= Aim =
Please output every line of the material as it stands, without the pictures.

= Given data =

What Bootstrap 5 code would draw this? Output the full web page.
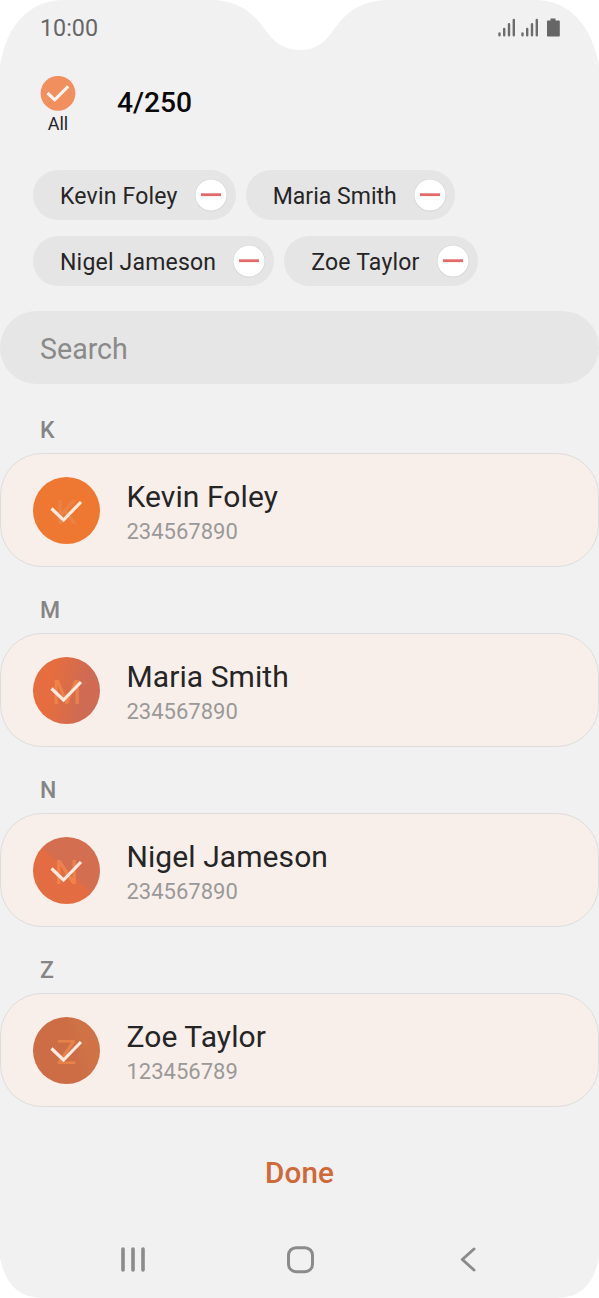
<!DOCTYPE html>
<html lang="en">
<head>
<meta charset="utf-8">
<meta name="viewport" content="width=device-width, initial-scale=1">
<title>Select contacts</title>
<link href="https://cdn.jsdelivr.net/npm/bootstrap@5.3.0/dist/css/bootstrap.min.css" rel="stylesheet">
<style>
body{font-family:Roboto,"Liberation Sans",sans-serif;background:#fff;color:#252525;line-height:1;margin:0}
.phone{width:599px;height:1298px;overflow:hidden}
.shell{left:0;top:0;z-index:0}
.screen{z-index:1;height:100%}
.status{height:56px;padding:0 39px 0 40px;color:#666;font-size:23.3px}
.clock{padding-top:2px}
.signal-gap{margin-left:5px}
.battery{margin-left:7px}
.heading{height:98px;padding:20px 0 0 40px}
.all-box{width:36px;font-size:18px}
.all-label{margin-top:3px}
.count{font-size:28.2px;font-weight:500;color:#0a0a0a;margin:13px 0 0 41px}
.chips{height:157px;padding:16px 33px 0;gap:16px 10px;align-content:flex-start}
.chip-row{gap:10px}
.chip{height:50px;padding:0 8px 0 27px;background:#e5e5e5;font-size:23px;letter-spacing:.1px}
.chip span{padding-top:2px}
.chip svg{margin-left:16px}
.chip.wide{letter-spacing:.2px}
.chip.tight{letter-spacing:.03px}
.search-box{height:73px;padding:3px 40px 0;background:#e6e6e6;color:#8a8a8a;font-size:28.6px}
.letter{height:66px;padding:20px 40px 0;font-size:23px;font-weight:500;color:#858585}
.search-box + .letter{height:69px;padding-top:23px}
.person{height:114px;background:#f9efea;border:1.5px solid #dedddd;border-radius:42px;padding-left:32px}
.avatar{width:67px;height:67px}
.initial{font-size:34px;color:#ff9850;opacity:.5;padding-top:3px}
.tick{left:0;top:0}
.k-bg{background:#ee7831}.k-bg .initial{opacity:.28;color:#e69c80}
.m-bg{background:linear-gradient(100deg,#e56d3f 30%,#cf6b52 72%)}
.n-bg{background:linear-gradient(43deg,#e46c42 48%,#d46e50 52%)}
.z-bg{background:linear-gradient(75deg,#cd6d45 58%,#cf7346 75%)}
.who{margin-left:26.5px;padding-top:5px}
.who-name{font-size:30px;line-height:36px;letter-spacing:.08px}
.who-num{font-size:22px;line-height:30px;color:#999;margin-top:2px}
.done{height:132px;font-size:29.6px;font-weight:500;color:#d0683a;letter-spacing:.2px;padding-top:2px}
.navkeys{height:59px}
</style>
</head>
<body>
<svg width="0" height="0" class="position-absolute" aria-hidden="true">
  <symbol id="minus" viewBox="0 0 34 34"><circle cx="17" cy="17.2" r="16.2" fill="#d5d5d5"/><circle cx="17" cy="17" r="15.5" fill="#fff"/><path d="M7 16.7H27" stroke="#e26a6a" stroke-width="2.8"/></symbol>
  <symbol id="tick" viewBox="0 0 67 67"><path d="M18.5 31.5 30.5 43 48 25" fill="none" stroke="#fdeade" stroke-width="3.2"/></symbol>
  <symbol id="signal" viewBox="0 0 18 20"><path d="M1.5 15.5V17.3M6.2 11V17.3M11 6.2V17.3M15.8 2V17.3" stroke="#6c6c6c" stroke-width="2.4" stroke-linecap="round"/></symbol>
</svg>
<div class="phone position-relative">
  <svg class="shell position-absolute" width="599" height="1298"><path fill="#f1f1f1" d="M0 66C6 25 30 0 64 0H210C233 0 248 8 260 23C270 36 278 50 300 50C321 50 328 37 338 24C350 9 365 0 390 0H535C569 0 592 25 599 66V1258Q591 1298 557 1298H42Q8 1298 0 1258Z"/></svg>
  <main class="screen position-relative d-flex flex-column">
    <div class="status d-flex align-items-center justify-content-between">
      <span class="clock">10:00</span>
      <span class="d-flex align-items-center">
        <svg width="18" height="20"><use href="#signal"/></svg>
        <svg width="18" height="20" class="signal-gap"><use href="#signal"/></svg>
        <svg width="14" height="20" class="battery"><path fill="#666" d="M4.5.5h5v2H13q.8 0 .8.8V17.8q0 .8-.8.8H1.8Q1 18.6 1 17.8V3.3Q1 2.5 1.8 2.5h2.7Z"/></svg>
      </span>
    </div>
    <div class="heading d-flex">
      <div class="all-box d-flex flex-column align-items-center">
        <svg width="36" height="36"><circle cx="18" cy="17.3" r="17.4" fill="#f18f5f"/><path d="M7.5 17 14.7 23.8 28.2 10.3" fill="none" stroke="#fff5ee" stroke-width="3.2"/></svg>
        <span class="all-label">All</span>
      </div>
      <div class="count">4/250</div>
    </div>
    <div class="chips d-flex flex-wrap">
      <div class="chip wide rounded-pill d-flex align-items-center"><span>Kevin Foley</span><svg width="34" height="34"><use href="#minus"/></svg></div>
      <div class="chip tight rounded-pill d-flex align-items-center"><span>Maria Smith</span><svg width="34" height="34"><use href="#minus"/></svg></div>
      <div class="chip-row w-100 d-flex">
        <div class="chip wide rounded-pill d-flex align-items-center"><span>Nigel Jameson</span><svg width="34" height="34"><use href="#minus"/></svg></div>
        <div class="chip wide rounded-pill d-flex align-items-center"><span>Zoe Taylor</span><svg width="34" height="34"><use href="#minus"/></svg></div>
      </div>
    </div>
    <div class="search-box rounded-pill d-flex align-items-center">Search</div>
    <div class="letter d-flex align-items-center">K</div>
    <div class="person d-flex align-items-center">
      <div class="avatar k-bg rounded-circle position-relative d-flex align-items-center justify-content-center"><span class="initial">K</span><svg class="tick position-absolute" width="67" height="67"><use href="#tick"/></svg></div>
      <div class="who"><div class="who-name">Kevin Foley</div><div class="who-num">234567890</div></div>
    </div>
    <div class="letter d-flex align-items-center">M</div>
    <div class="person d-flex align-items-center">
      <div class="avatar m-bg rounded-circle position-relative d-flex align-items-center justify-content-center"><span class="initial">M</span><svg class="tick position-absolute" width="67" height="67"><use href="#tick"/></svg></div>
      <div class="who"><div class="who-name">Maria Smith</div><div class="who-num">234567890</div></div>
    </div>
    <div class="letter d-flex align-items-center">N</div>
    <div class="person d-flex align-items-center">
      <div class="avatar n-bg rounded-circle position-relative d-flex align-items-center justify-content-center"><span class="initial">N</span><svg class="tick position-absolute" width="67" height="67"><use href="#tick"/></svg></div>
      <div class="who"><div class="who-name">Nigel Jameson</div><div class="who-num">234567890</div></div>
    </div>
    <div class="letter d-flex align-items-center">Z</div>
    <div class="person d-flex align-items-center">
      <div class="avatar z-bg rounded-circle position-relative d-flex align-items-center justify-content-center"><span class="initial">Z</span><svg class="tick position-absolute" width="67" height="67"><use href="#tick"/></svg></div>
      <div class="who"><div class="who-name">Zoe Taylor</div><div class="who-num">123456789</div></div>
    </div>
    <div class="done d-flex align-items-center justify-content-center">Done</div>
    <svg class="navkeys" width="599" height="59" fill="none" stroke="#8b8b8b" stroke-linecap="round" stroke-linejoin="round"><path d="M123 10V31M133 10V31M143 10V31" stroke-width="3.6"/><rect x="288.5" y="8.7" width="24" height="24" rx="7.5" stroke-width="3"/><path d="M474 10 462.3 20.5 474 31" stroke-width="3"/></svg>
  </main>
</div>
<script src="https://cdn.jsdelivr.net/npm/bootstrap@5.3.0/dist/js/bootstrap.bundle.min.js"></script>
</body>
</html>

= Solved problem =
What Bootstrap 5 code would draw this? Output the full web page.
<!DOCTYPE html>
<html lang="en">
<head>
<meta charset="utf-8">
<meta name="viewport" content="width=device-width, initial-scale=1">
<title>Select contacts</title>
<link href="https://cdn.jsdelivr.net/npm/bootstrap@5.3.0/dist/css/bootstrap.min.css" rel="stylesheet">
<style>
body{font-family:Roboto,"Liberation Sans",sans-serif;background:#fff;color:#252525;line-height:1;margin:0}
.phone{width:599px;height:1298px;overflow:hidden}
.shell{left:0;top:0;z-index:0}
.screen{z-index:1;height:100%}
.status{height:56px;padding:0 39px 0 40px;color:#666;font-size:23.3px}
.clock{padding-top:2px}
.signal-gap{margin-left:5px}
.battery{margin-left:7px}
.heading{height:98px;padding:20px 0 0 40px}
.all-box{width:36px;font-size:18px}
.all-label{margin-top:3px}
.count{font-size:28.2px;font-weight:500;color:#0a0a0a;margin:13px 0 0 41px}
.chips{height:157px;padding:16px 33px 0;gap:16px 10px;align-content:flex-start}
.chip-row{gap:10px}
.chip{height:50px;padding:0 8px 0 27px;background:#e5e5e5;font-size:23px;letter-spacing:.1px}
.chip span{padding-top:2px}
.chip svg{margin-left:16px}
.chip.wide{letter-spacing:.2px}
.chip.tight{letter-spacing:.03px}
.search-box{height:73px;padding:3px 40px 0;background:#e6e6e6;color:#8a8a8a;font-size:28.6px}
.letter{height:66px;padding:20px 40px 0;font-size:23px;font-weight:500;color:#858585}
.search-box + .letter{height:69px;padding-top:23px}
.person{height:114px;background:#f9efea;border:1.5px solid #dedddd;border-radius:42px;padding-left:32px}
.avatar{width:67px;height:67px}
.initial{font-size:34px;color:#ff9850;opacity:.5;padding-top:3px}
.tick{left:0;top:0}
.k-bg{background:#ee7831}.k-bg .initial{opacity:.28;color:#e69c80}
.m-bg{background:linear-gradient(100deg,#e56d3f 30%,#cf6b52 72%)}
.n-bg{background:linear-gradient(43deg,#e46c42 48%,#d46e50 52%)}
.z-bg{background:linear-gradient(75deg,#cd6d45 58%,#cf7346 75%)}
.who{margin-left:26.5px;padding-top:5px}
.who-name{font-size:30px;line-height:36px;letter-spacing:.08px}
.who-num{font-size:22px;line-height:30px;color:#999;margin-top:2px}
.done{height:132px;font-size:29.6px;font-weight:500;color:#d0683a;letter-spacing:.2px;padding-top:2px}
.navkeys{height:59px}
</style>
</head>
<body>
<svg width="0" height="0" class="position-absolute" aria-hidden="true">
  <symbol id="minus" viewBox="0 0 34 34"><circle cx="17" cy="17.2" r="16.2" fill="#d5d5d5"/><circle cx="17" cy="17" r="15.5" fill="#fff"/><path d="M7 16.7H27" stroke="#e26a6a" stroke-width="2.8"/></symbol>
  <symbol id="tick" viewBox="0 0 67 67"><path d="M18.5 31.5 30.5 43 48 25" fill="none" stroke="#fdeade" stroke-width="3.2"/></symbol>
  <symbol id="signal" viewBox="0 0 18 20"><path d="M1.5 15.5V17.3M6.2 11V17.3M11 6.2V17.3M15.8 2V17.3" stroke="#6c6c6c" stroke-width="2.4" stroke-linecap="round"/></symbol>
</svg>
<div class="phone position-relative">
  <svg class="shell position-absolute" width="599" height="1298"><path fill="#f1f1f1" d="M0 66C6 25 30 0 64 0H210C233 0 248 8 260 23C270 36 278 50 300 50C321 50 328 37 338 24C350 9 365 0 390 0H535C569 0 592 25 599 66V1258Q591 1298 557 1298H42Q8 1298 0 1258Z"/></svg>
  <main class="screen position-relative d-flex flex-column">
    <div class="status d-flex align-items-center justify-content-between">
      <span class="clock">10:00</span>
      <span class="d-flex align-items-center">
        <svg width="18" height="20"><use href="#signal"/></svg>
        <svg width="18" height="20" class="signal-gap"><use href="#signal"/></svg>
        <svg width="14" height="20" class="battery"><path fill="#666" d="M4.5.5h5v2H13q.8 0 .8.8V17.8q0 .8-.8.8H1.8Q1 18.6 1 17.8V3.3Q1 2.5 1.8 2.5h2.7Z"/></svg>
      </span>
    </div>
    <div class="heading d-flex">
      <div class="all-box d-flex flex-column align-items-center">
        <svg width="36" height="36"><circle cx="18" cy="17.3" r="17.4" fill="#f18f5f"/><path d="M7.5 17 14.7 23.8 28.2 10.3" fill="none" stroke="#fff5ee" stroke-width="3.2"/></svg>
        <span class="all-label">All</span>
      </div>
      <div class="count">4/250</div>
    </div>
    <div class="chips d-flex flex-wrap">
      <div class="chip wide rounded-pill d-flex align-items-center"><span>Kevin Foley</span><svg width="34" height="34"><use href="#minus"/></svg></div>
      <div class="chip tight rounded-pill d-flex align-items-center"><span>Maria Smith</span><svg width="34" height="34"><use href="#minus"/></svg></div>
      <div class="chip-row w-100 d-flex">
        <div class="chip wide rounded-pill d-flex align-items-center"><span>Nigel Jameson</span><svg width="34" height="34"><use href="#minus"/></svg></div>
        <div class="chip wide rounded-pill d-flex align-items-center"><span>Zoe Taylor</span><svg width="34" height="34"><use href="#minus"/></svg></div>
      </div>
    </div>
    <div class="search-box rounded-pill d-flex align-items-center">Search</div>
    <div class="letter d-flex align-items-center">K</div>
    <div class="person d-flex align-items-center">
      <div class="avatar k-bg rounded-circle position-relative d-flex align-items-center justify-content-center"><span class="initial">K</span><svg class="tick position-absolute" width="67" height="67"><use href="#tick"/></svg></div>
      <div class="who"><div class="who-name">Kevin Foley</div><div class="who-num">234567890</div></div>
    </div>
    <div class="letter d-flex align-items-center">M</div>
    <div class="person d-flex align-items-center">
      <div class="avatar m-bg rounded-circle position-relative d-flex align-items-center justify-content-center"><span class="initial">M</span><svg class="tick position-absolute" width="67" height="67"><use href="#tick"/></svg></div>
      <div class="who"><div class="who-name">Maria Smith</div><div class="who-num">234567890</div></div>
    </div>
    <div class="letter d-flex align-items-center">N</div>
    <div class="person d-flex align-items-center">
      <div class="avatar n-bg rounded-circle position-relative d-flex align-items-center justify-content-center"><span class="initial">N</span><svg class="tick position-absolute" width="67" height="67"><use href="#tick"/></svg></div>
      <div class="who"><div class="who-name">Nigel Jameson</div><div class="who-num">234567890</div></div>
    </div>
    <div class="letter d-flex align-items-center">Z</div>
    <div class="person d-flex align-items-center">
      <div class="avatar z-bg rounded-circle position-relative d-flex align-items-center justify-content-center"><span class="initial">Z</span><svg class="tick position-absolute" width="67" height="67"><use href="#tick"/></svg></div>
      <div class="who"><div class="who-name">Zoe Taylor</div><div class="who-num">123456789</div></div>
    </div>
    <div class="done d-flex align-items-center justify-content-center">Done</div>
    <svg class="navkeys" width="599" height="59" fill="none" stroke="#8b8b8b" stroke-linecap="round" stroke-linejoin="round"><path d="M123 10V31M133 10V31M143 10V31" stroke-width="3.6"/><rect x="288.5" y="8.7" width="24" height="24" rx="7.5" stroke-width="3"/><path d="M474 10 462.3 20.5 474 31" stroke-width="3"/></svg>
  </main>
</div>
<script src="https://cdn.jsdelivr.net/npm/bootstrap@5.3.0/dist/js/bootstrap.bundle.min.js"></script>
</body>
</html>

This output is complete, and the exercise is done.